I looked up how to configure nginx static files content type and found the default_type configuration. Setting the default type is a bit overkill, but I just wanted a quick fix, and I’m not hosting any other files in the same deployment. I read the current configuration file contents, added the default_type, added another ConfigMap with customized configuration, and mounted that as well. Now my documents were returned with the right content type.

But I’m still getting the same error. What could be the issue? Have I made a mistake? After banging my head against the wall, I noticed the URL where I’m hosting the discovery document, /.well-known/oidc-configuration. I immediately realized my error, it should be /.well-known/openid-configuration. I manually wrote the addresses when I hosted them, which is when the error happened. The GitHub pull request actually had curl commands to verify that the discovery file and JWKS addresses respond. Had I tried the commands, I would have noticed this. Well, maybe next time.

Closing words

After fixing the path, it all started to work. So, you can use any token provider with Azure Workload identities. Of course, it’s stated on the Microsoft Workload identity federation page, but it feels more concrete when you implement it and get it to work.

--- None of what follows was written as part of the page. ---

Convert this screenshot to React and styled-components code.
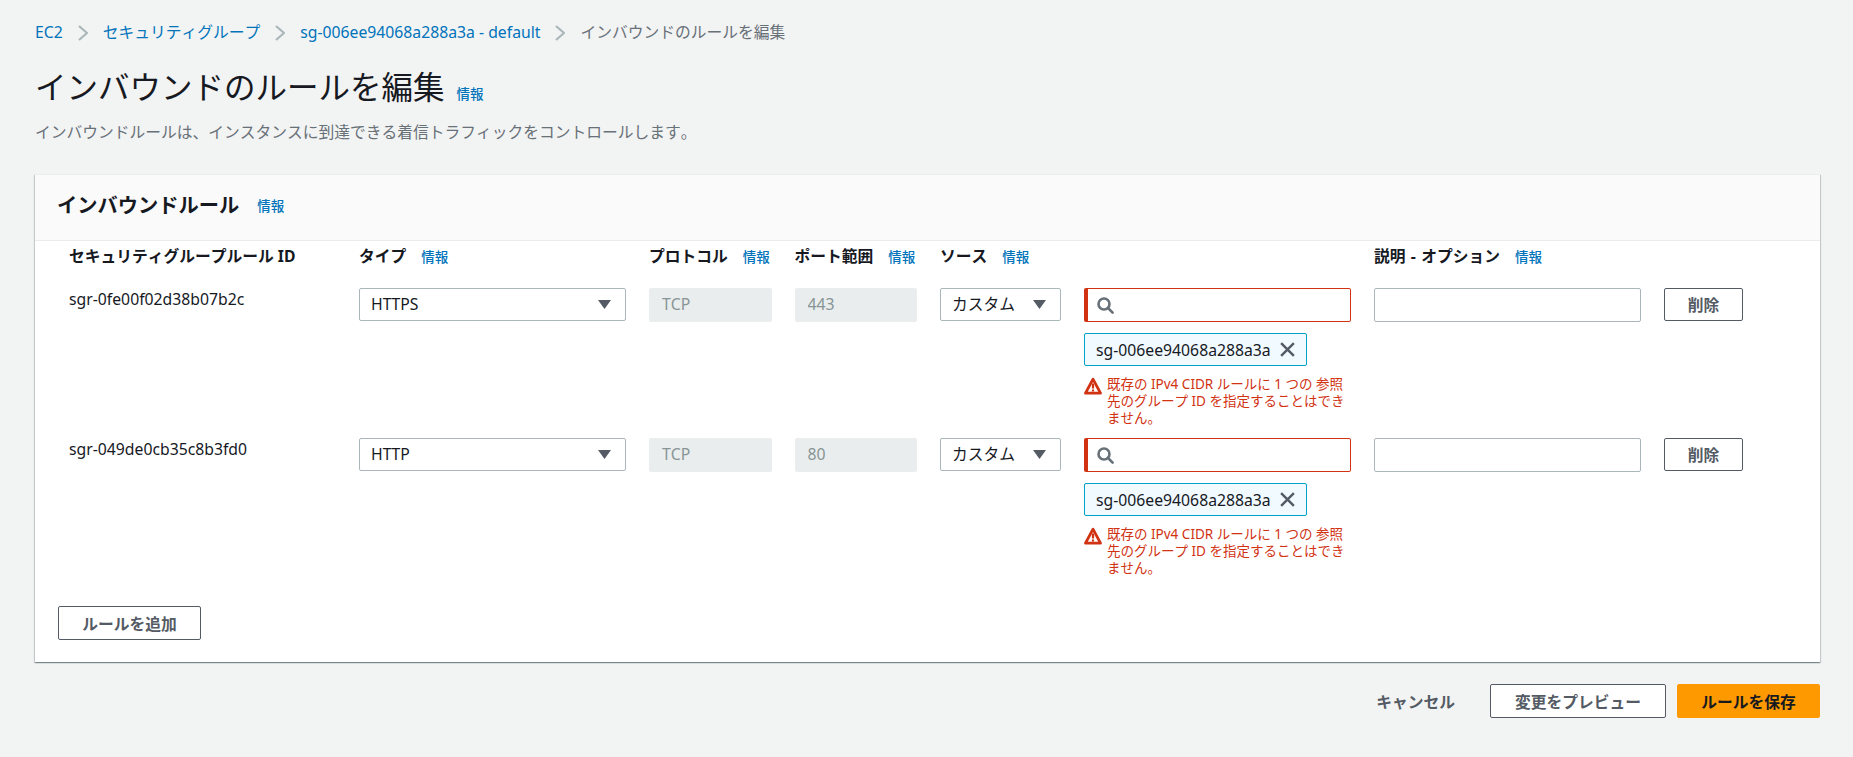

I expected this to be harder. Sure, it took me a couple of days to get this whole thing working, but it was mostly due to my lack of skills and stupid errors. Initially, I thought I would have to install a third-party plugin to generate the tokens, but Kubernetes had that capability built in!

Implementing this was also really fun; I got to solve problems and learn new stuff along the way. I will definitely take this into use in my personal projects, as I don’t like managing secrets, and this is a good solution for handling authentication, not some dirty hack.